Refresh Mulch Strategically

Seed-Free Leaf Mold

Shred fallen leaves from off-site trees, then hot-compost them for four weeks to kill hitchhiking weed seeds. Spread the dark crumb only on terraces or shelf gardens where it cannot slide.

Top with a few decorative stones; their thermal mass speeds winter decay and anchors the mulch.

Living Mulch Rotations

Every third year sow a fast summer buckwheat patch on the gentlest part of the slope. Chop it down while still flowering; the succulent stems form a mat that smothers warm-season weeds and adds phosphorous when it rots.

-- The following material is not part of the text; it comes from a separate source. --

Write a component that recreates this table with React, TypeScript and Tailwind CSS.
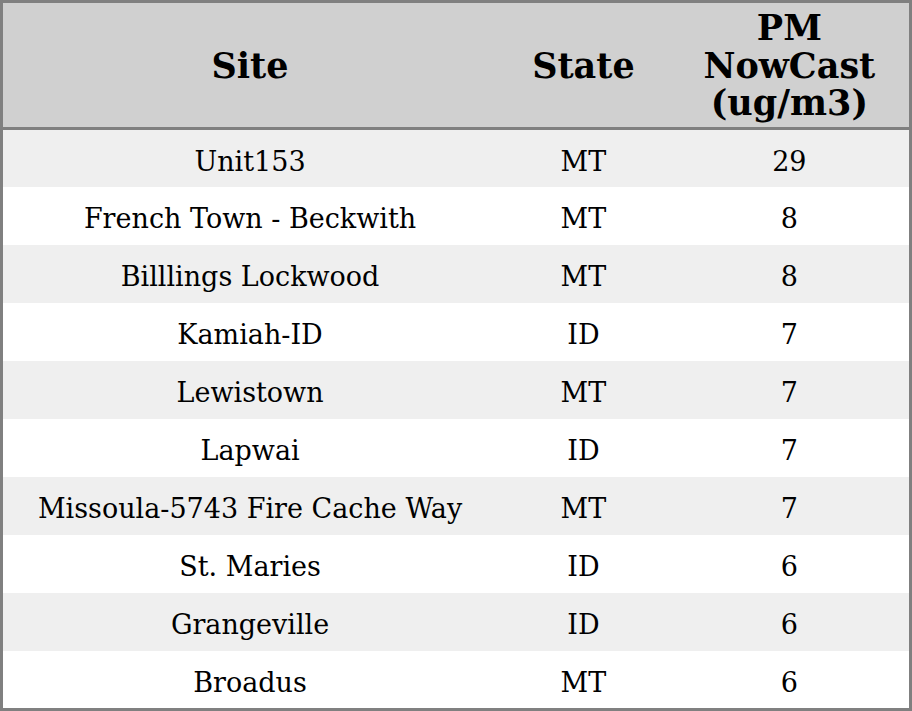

Follow immediately with a fall fescue overseed so roots keep the slope busy through winter storms.

Plan for the Long Game

Track Effort, Not Just Weeds

Keep a simple slope diary: date, weather, tool used, minutes spent. Patterns emerge—maybe wet season pulling takes twice as long and achieves half the result—guiding you to shift tactics seasonally.

Photos taken from the same reference stone each quarter show progress better than memory on a hillside that all starts to look alike.

Accept Dynamic Stability

A slope is never “finished”; the goal is a plant community that outpaces weeds even when a few intruders sprout. Expect to swap one dominant weed for a milder cousin as soil improves, then adjust your method instead of aiming for zero weeds.

Celebrate the first season you spend more time harvesting herbs than pulling invaders—that quiet shift signals the slope has become your ally.